Afterwards, Iraq's Sunni parliamentary speaker described the attackers as "outlaws and without a religion", and called upon all armed groups to observe a truce for two months.
In a statement, Mahmud Mashhadani said: "This massacre shows that those terror groups are endeavouring to create chaos and killing, beside arousing sectarianism in the country.
"Security forces will track down those criminals and arrest them and take them to justice to get the punishment they deserve."
|Doctors tend the casualties of Tuesday's|
bombings in Baghdad's Tayran Square
Many Iraqis doubt, however, the security forces' ability to halt the country's rapid slide into lawlessness.

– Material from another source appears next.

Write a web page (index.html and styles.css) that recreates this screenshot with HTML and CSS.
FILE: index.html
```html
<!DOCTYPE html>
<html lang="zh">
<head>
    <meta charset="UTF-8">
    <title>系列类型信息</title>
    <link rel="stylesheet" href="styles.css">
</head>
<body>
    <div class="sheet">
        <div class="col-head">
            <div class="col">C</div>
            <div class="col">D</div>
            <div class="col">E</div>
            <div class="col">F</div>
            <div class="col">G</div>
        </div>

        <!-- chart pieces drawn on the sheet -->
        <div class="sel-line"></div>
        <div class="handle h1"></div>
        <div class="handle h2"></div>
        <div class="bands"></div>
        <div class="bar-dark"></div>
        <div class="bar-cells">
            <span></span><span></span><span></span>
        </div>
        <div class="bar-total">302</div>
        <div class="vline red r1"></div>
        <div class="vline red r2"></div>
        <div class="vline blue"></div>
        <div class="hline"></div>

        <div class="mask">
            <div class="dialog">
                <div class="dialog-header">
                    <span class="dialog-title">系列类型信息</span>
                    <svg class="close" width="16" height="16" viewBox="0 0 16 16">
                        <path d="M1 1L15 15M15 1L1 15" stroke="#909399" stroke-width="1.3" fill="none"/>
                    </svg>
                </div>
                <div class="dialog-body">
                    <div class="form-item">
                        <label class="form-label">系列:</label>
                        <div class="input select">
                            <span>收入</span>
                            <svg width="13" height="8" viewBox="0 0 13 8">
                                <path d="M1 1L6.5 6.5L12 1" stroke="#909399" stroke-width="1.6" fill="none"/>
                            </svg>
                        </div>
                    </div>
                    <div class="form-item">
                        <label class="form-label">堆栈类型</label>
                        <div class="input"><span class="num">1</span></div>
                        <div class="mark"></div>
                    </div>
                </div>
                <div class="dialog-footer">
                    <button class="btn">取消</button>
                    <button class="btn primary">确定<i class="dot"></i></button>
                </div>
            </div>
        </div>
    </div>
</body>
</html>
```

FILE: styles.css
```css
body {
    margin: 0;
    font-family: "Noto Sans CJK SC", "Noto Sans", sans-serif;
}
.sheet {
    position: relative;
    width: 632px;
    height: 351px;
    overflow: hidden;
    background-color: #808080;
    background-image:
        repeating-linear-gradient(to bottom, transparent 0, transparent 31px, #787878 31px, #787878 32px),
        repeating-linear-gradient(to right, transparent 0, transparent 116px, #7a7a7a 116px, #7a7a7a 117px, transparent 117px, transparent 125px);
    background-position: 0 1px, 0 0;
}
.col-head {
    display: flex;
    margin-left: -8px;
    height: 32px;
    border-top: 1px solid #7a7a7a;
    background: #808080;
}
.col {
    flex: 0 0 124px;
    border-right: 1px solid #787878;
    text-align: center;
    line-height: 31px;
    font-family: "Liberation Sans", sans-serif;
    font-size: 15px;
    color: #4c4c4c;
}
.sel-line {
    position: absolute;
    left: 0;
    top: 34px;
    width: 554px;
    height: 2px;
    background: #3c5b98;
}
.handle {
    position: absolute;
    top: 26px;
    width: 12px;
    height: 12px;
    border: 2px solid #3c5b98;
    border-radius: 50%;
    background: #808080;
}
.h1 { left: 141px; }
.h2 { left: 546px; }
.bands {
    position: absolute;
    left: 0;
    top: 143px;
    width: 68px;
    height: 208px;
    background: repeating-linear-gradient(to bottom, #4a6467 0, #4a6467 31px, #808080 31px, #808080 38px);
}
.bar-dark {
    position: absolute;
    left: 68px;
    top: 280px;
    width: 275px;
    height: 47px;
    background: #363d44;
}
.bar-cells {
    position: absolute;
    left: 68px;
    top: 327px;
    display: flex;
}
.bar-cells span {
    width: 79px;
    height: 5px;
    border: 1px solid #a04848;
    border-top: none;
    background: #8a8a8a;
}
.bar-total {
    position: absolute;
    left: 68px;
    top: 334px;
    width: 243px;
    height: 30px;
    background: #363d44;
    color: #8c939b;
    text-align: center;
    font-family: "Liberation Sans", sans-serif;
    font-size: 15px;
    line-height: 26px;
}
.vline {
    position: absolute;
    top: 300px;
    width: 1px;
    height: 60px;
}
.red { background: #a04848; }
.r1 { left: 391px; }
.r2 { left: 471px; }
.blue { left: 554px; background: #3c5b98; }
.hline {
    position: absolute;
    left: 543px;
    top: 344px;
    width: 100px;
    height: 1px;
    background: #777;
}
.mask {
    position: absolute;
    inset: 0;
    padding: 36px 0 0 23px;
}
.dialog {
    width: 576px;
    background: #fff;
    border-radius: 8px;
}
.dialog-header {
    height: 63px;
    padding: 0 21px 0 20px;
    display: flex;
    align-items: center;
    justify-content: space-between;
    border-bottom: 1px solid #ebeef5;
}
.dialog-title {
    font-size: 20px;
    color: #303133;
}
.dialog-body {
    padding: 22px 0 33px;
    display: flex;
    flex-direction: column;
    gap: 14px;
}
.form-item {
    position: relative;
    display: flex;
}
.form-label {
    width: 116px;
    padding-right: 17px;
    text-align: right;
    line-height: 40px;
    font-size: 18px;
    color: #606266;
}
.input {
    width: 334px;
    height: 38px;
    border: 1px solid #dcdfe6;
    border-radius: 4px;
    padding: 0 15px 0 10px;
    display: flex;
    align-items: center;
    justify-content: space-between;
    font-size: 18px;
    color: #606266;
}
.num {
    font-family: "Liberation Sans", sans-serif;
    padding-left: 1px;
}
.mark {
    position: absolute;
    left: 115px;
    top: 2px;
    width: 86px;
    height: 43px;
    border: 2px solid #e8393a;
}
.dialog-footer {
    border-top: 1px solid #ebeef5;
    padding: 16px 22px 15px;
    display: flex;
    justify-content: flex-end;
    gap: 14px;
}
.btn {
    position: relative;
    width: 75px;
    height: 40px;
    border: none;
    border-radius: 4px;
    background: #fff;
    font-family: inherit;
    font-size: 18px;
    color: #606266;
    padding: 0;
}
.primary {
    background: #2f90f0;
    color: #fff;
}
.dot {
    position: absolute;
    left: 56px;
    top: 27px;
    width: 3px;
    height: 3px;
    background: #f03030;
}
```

Baghdad is currently the scene of a cycle of revenge attacks between Sunni and Shia groups, with the use of car bombs increasing.
The UN estimates that more than 100 Iraqis are being killed across the country every day, many from sectarian-related attacks.

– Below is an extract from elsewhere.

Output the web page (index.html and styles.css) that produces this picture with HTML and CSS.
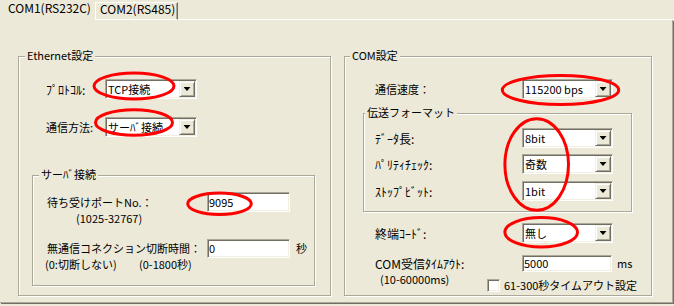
FILE: index.html
```html
<!DOCTYPE html>
<html lang="ja">
<head>
<meta charset="utf-8">
<title>COM設定</title>
<link rel="stylesheet" href="styles.css">
</head>
<body>
<div class="tabs">
  <div class="tab-active">COM1(RS232C)</div>
  <div class="tab-idle">COM2(RS485)</div>
  <div class="tab-fill"></div>
</div>
<div class="panel">
  <section class="group group-eth">
    <div class="gtitle gtitle-eth">Ethernet設定</div>
    <div class="row row-proto">
      <span class="lbl lbl-eth hw">ﾌﾟﾛﾄｺﾙ:</span>
      <div class="combo combo-eth"><span class="combo-text">TCP接続</span><span class="combo-btn"></span></div>
    </div>
    <div class="row row-method">
      <span class="lbl lbl-eth">通信方法:</span>
      <div class="combo combo-eth"><span class="combo-text">サーﾊﾞ接続</span><span class="combo-btn"></span></div>
    </div>
    <section class="group group-srv">
      <div class="gtitle gtitle-srv">サーﾊﾞ接続</div>
      <div class="row row-port">
        <span class="lbl lbl-srv">待ち受けポートNo.：</span>
        <div class="field field-srv">9095</div>
      </div>
      <div class="note note-port">(1025-32767)</div>
      <div class="row row-idle">
        <span class="lbl lbl-srv">無通信コネクション切断時間：</span>
        <div class="field field-srv">0</div>
        <span class="unit unit-sec">秒</span>
      </div>
      <div class="note-row">
        <span class="note-a">(0:切断しない)</span>
        <span class="note-b">(0-1800秒)</span>
      </div>
    </section>
  </section>

  <section class="group group-com">
    <div class="gtitle gtitle-com">COM設定</div>
    <div class="row row-speed">
      <span class="lbl lbl-com">通信速度：</span>
      <div class="combo combo-com"><span class="combo-text">115200 bps</span><span class="combo-btn"></span></div>
    </div>
    <section class="group group-fmt">
      <div class="gtitle gtitle-fmt">伝送フォーマット</div>
      <div class="row row-f1">
        <span class="lbl lbl-fmt hw">ﾃﾞｰﾀ長:</span>
        <div class="combo combo-com"><span class="combo-text">8bit</span><span class="combo-btn"></span></div>
      </div>
      <div class="row row-f2">
        <span class="lbl lbl-fmt hw">ﾊﾟﾘﾃｨﾁｪｯｸ:</span>
        <div class="combo combo-com"><span class="combo-text">奇数</span><span class="combo-btn"></span></div>
      </div>
      <div class="row row-f3">
        <span class="lbl lbl-fmt hw">ｽﾄｯﾌﾟﾋﾞｯﾄ:</span>
        <div class="combo combo-com"><span class="combo-text">1bit</span><span class="combo-btn"></span></div>
      </div>
    </section>
    <div class="row row-term">
      <span class="lbl lbl-com hw">終端ｺｰﾄﾞ:</span>
      <div class="combo combo-com"><span class="combo-text">無し</span><span class="combo-btn"></span></div>
    </div>
    <div class="row row-tmo">
      <span class="lbl lbl-com hw">COM受信ﾀｲﾑｱｳﾄ:</span>
      <div class="field field-tmo">5000</div>
      <span class="unit unit-ms">ms</span>
    </div>
    <div class="row-last">
      <span class="note-tmo">(10-60000ms)</span>
      <label class="chk-row"><span class="chk"></span><span class="chk-text">61-300秒タイムアウト設定</span></label>
    </div>
  </section>
</div>

<svg class="marks" width="674" height="306" viewBox="0 0 674 306" aria-hidden="true">
  <g fill="none" stroke="#ff0000" stroke-width="3">
    <ellipse cx="134" cy="86" rx="40" ry="13"/>
    <ellipse cx="134" cy="122.5" rx="38.5" ry="12.7"/>
    <ellipse cx="219.5" cy="203.8" rx="31.8" ry="10.7"/>
    <ellipse cx="560.5" cy="90" rx="58.2" ry="14.5"/>
    <ellipse cx="536.7" cy="164.5" rx="31.8" ry="45.7"/>
    <ellipse cx="541.2" cy="232.2" rx="36.3" ry="14.7"/>
  </g>
</svg>
</body>
</html>
```
FILE: styles.css
```css
html, body {
  margin: 0;
  padding: 0;
}
body {
  width: 674px;
  height: 306px;
  overflow: hidden;
  position: relative;
  background: #ECE9D8;
  color: #000;
  font-family: "Noto Sans CJK JP", "Noto Sans", sans-serif;
  font-size: 11px;
  line-height: 13px;
}

/* ---------- tabs ---------- */
.tabs {
  display: flex;
  height: 20px;
}
.tab-active {
  box-sizing: border-box;
  width: 95px;
  height: 20px;
  padding: 1px 0 0 8px;
  font-size: 12px;
  white-space: nowrap;
}
.tab-idle {
  box-sizing: border-box;
  width: 83px;
  height: 18px;
  margin-top: 2px;
  padding-left: 4px;
  font-size: 12px;
  line-height: 12px;
  white-space: nowrap;
  border-left: 1px solid #fff;
  border-top: 1px solid #fff;
  border-right: 1px solid #716F64;
  border-bottom: 1px solid #fff;
  box-shadow: inset -1px 0 0 #ACA899;
}
.tab-fill {
  flex: 1;
  box-sizing: border-box;
  height: 20px;
  border-bottom: 1px solid #fff;
}

/* ---------- panel ---------- */
.panel {
  box-sizing: border-box;
  width: 673px;
  height: 283px;
  padding: 36px 0 0 18px;
  display: flex;
  align-items: flex-start;
  gap: 13px;
  border-right: 1px solid #ACA899;
  border-bottom: 1px solid #ACA899;
  box-shadow: 1px 1px 0 #716F64;
}

/* ---------- group boxes ---------- */
.group {
  box-sizing: border-box;
  display: flex;
  flex-direction: column;
  align-items: flex-start;
  border: 1px solid #ACA899;
  box-shadow: inset 1px 1px 0 #fff, 1px 1px 0 #fff;
}
.gtitle {
  margin-top: -8px;
  padding: 0 2px;
  background: #ECE9D8;
  white-space: nowrap;
}
.group-eth { width: 313px; height: 240px; }
.gtitle-eth { margin-left: 6px; }
.group-com { width: 308px; height: 240px; }
.gtitle-com { margin-left: 5px; }
.group-srv {
  width: 283px;
  height: 111px;
  margin: 38px 0 0 13px;
}
.gtitle-srv { margin-left: 6px; }
.group-fmt {
  width: 269px;
  height: 99px;
  margin: 14px 0 0 18px;
}
.gtitle-fmt { margin-left: 1px; }

/* ---------- rows ---------- */
.row {
  display: flex;
  align-items: center;
  height: 20px;
}
.lbl { white-space: nowrap; }
.hw { font-size: 12px; }
.lbl-eth { margin-left: 27px; width: 59px; }
.lbl-srv { margin-left: 14px; width: 160px; }
.lbl-com { margin-left: 30px; width: 147px; }
.lbl-fmt { margin-left: 11px; width: 147px; }

.row-proto { margin-top: 17px; }
.row-method { margin-top: 18px; }
.row-port { margin-top: 11px; }
.row-idle { margin-top: 14px; height: 19px; }
.row-speed { margin-top: 17px; }
.row-f1 { margin-top: 9px; }
.row-f2 { margin-top: 6px; }
.row-f3 { margin-top: 7px; }
.row-term { margin-top: 11px; }
.row-tmo { margin-top: 12px; height: 17px; }

.note { white-space: nowrap; }
.note-port { margin-left: 43px; }
.note-row {
  display: flex;
  white-space: nowrap;
}
.note-a { margin-left: 12px; width: 94px; }

.unit { white-space: nowrap; }
.unit-sec { margin-left: 6px; }
.unit-ms { margin-left: 5px; }

.row-last {
  display: flex;
  align-items: flex-start;
  margin-top: 1px;
}
.note-tmo {
  margin-left: 35px;
  width: 107px;
  white-space: nowrap;
}
.chk-row {
  display: flex;
  align-items: center;
  margin-top: 6px;
}
.chk {
  box-sizing: border-box;
  width: 13px;
  height: 13px;
  background: #fff;
  border: 1px solid;
  border-color: #ACA899 #fff #fff #ACA899;
  box-shadow: inset 1px 1px 0 #716F64, inset -1px -1px 0 #F1EFE2;
}
.chk-text {
  margin-left: 4px;
  white-space: nowrap;
}

/* ---------- controls ---------- */
.combo, .field {
  box-sizing: border-box;
  background: #fff;
  border: 1px solid;
  border-color: #ACA899 #fff #fff #ACA899;
  box-shadow: inset 1px 1px 0 #716F64, inset -1px -1px 0 #F1EFE2;
  padding: 1px;
}
.combo {
  display: flex;
  height: 20px;
}
.combo-eth { width: 92px; }
.combo-com { width: 91px; }
.combo-text {
  flex: 1;
  padding-left: 1px;
  line-height: 16px;
  white-space: nowrap;
  overflow: hidden;
}
.combo-btn {
  box-sizing: border-box;
  width: 16px;
  height: 16px;
  display: flex;
  align-items: center;
  justify-content: center;
  background: #ECE9D8;
  border: 1px solid;
  border-color: #F1EFE2 #716F64 #716F64 #F1EFE2;
  box-shadow: inset 1px 1px 0 #fff, inset -1px -1px 0 #ACA899;
}
.combo-btn::after {
  content: "";
  width: 7px;
  height: 4px;
  background: #000;
  clip-path: polygon(0 0, 100% 0, 50% 100%);
}
.field {
  display: flex;
  align-items: center;
  white-space: nowrap;
}
.field-srv { width: 83px; height: 100%; }
.field-tmo { width: 90px; height: 17px; }

/* ---------- annotation overlay ---------- */
.marks {
  position: absolute;
  left: 0;
  top: 0;
  pointer-events: none;
}
```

In other violence, an Iraqi cameraman working with Associated Press Television Network (APTN) was shot dead in the northern city of Mosul Tuesday.
"The AP has received word that an APTN cameraman in Mosul, Aswan Ahmed Lutfallah was killed today by gunfire in the city," Robert Reid, an AP correspondent in Baghdad, said in a statement.
"Aswan leaves a wife and two children and worked for APTN in Mosul since 2005, we are stunned and saddened by this news."
At least 127 journalists and media workers have been killed across Iraq since March 2003 according to the Committee to Protect Journalists.
Elsewhere five people were killed while police found 13 bodies in Baquba, northeast of Baghdad.
Also on Tuesday, a bomb exploded at the golden-domed mosque in Samarra, the site of a February bomb attack that sparked nationwide civil strife. It caused minimal damage, the US military said.
Peter Chiarelli, America's outgoing number two commander in Iraq, said on Tuesday that curbing unemployment and improving services would help to reduce the violence in the country and that military muscle cannot win the war alone.
He said: "We don't have to drive unemployment down to 4 per cent like in the United States, that's not what I am talking about. We don't have to have 24 hours of electricity in Baghdad.
"But if we can increase the power in Baghdad back to 12 hours a day, it would be huge."
With reduced unemployment and fewer power cuts, he said: "I think we will see things here change in ways that are hard to believe right now when you see the level of violence out there."